• WORK TO DO
All of the lines below are to be printed again exactly; images are excluded from the output.

• AVAILABLE DATA
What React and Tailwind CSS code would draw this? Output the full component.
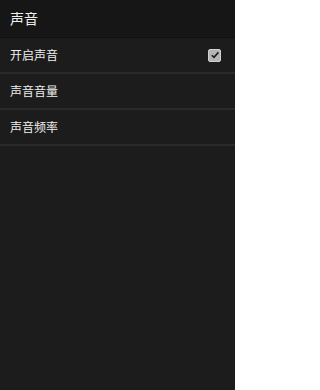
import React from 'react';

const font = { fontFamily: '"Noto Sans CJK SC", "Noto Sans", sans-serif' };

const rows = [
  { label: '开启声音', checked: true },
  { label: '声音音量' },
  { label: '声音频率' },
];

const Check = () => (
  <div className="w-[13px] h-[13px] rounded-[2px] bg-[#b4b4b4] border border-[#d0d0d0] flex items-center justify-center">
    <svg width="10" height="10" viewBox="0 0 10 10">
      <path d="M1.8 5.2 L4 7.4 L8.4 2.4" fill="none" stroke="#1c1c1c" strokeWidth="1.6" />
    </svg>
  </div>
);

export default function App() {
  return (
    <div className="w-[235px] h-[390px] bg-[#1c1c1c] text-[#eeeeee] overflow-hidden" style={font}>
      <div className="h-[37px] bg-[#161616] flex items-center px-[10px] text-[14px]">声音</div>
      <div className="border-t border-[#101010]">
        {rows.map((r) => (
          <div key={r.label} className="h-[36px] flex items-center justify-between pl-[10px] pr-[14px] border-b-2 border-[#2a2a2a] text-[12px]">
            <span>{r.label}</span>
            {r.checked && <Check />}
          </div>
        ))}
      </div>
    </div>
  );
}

• RESULT OF THIS EXERCISE
What React and Tailwind CSS code would draw this? Output the full component.
import React from 'react';

const font = { fontFamily: '"Noto Sans CJK SC", "Noto Sans", sans-serif' };

const rows = [
  { label: '开启声音', checked: true },
  { label: '声音音量' },
  { label: '声音频率' },
];

const Check = () => (
  <div className="w-[13px] h-[13px] rounded-[2px] bg-[#b4b4b4] border border-[#d0d0d0] flex items-center justify-center">
    <svg width="10" height="10" viewBox="0 0 10 10">
      <path d="M1.8 5.2 L4 7.4 L8.4 2.4" fill="none" stroke="#1c1c1c" strokeWidth="1.6" />
    </svg>
  </div>
);

export default function App() {
  return (
    <div className="w-[235px] h-[390px] bg-[#1c1c1c] text-[#eeeeee] overflow-hidden" style={font}>
      <div className="h-[37px] bg-[#161616] flex items-center px-[10px] text-[14px]">声音</div>
      <div className="border-t border-[#101010]">
        {rows.map((r) => (
          <div key={r.label} className="h-[36px] flex items-center justify-between pl-[10px] pr-[14px] border-b-2 border-[#2a2a2a] text-[12px]">
            <span>{r.label}</span>
            {r.checked && <Check />}
          </div>
        ))}
      </div>
    </div>
  );
}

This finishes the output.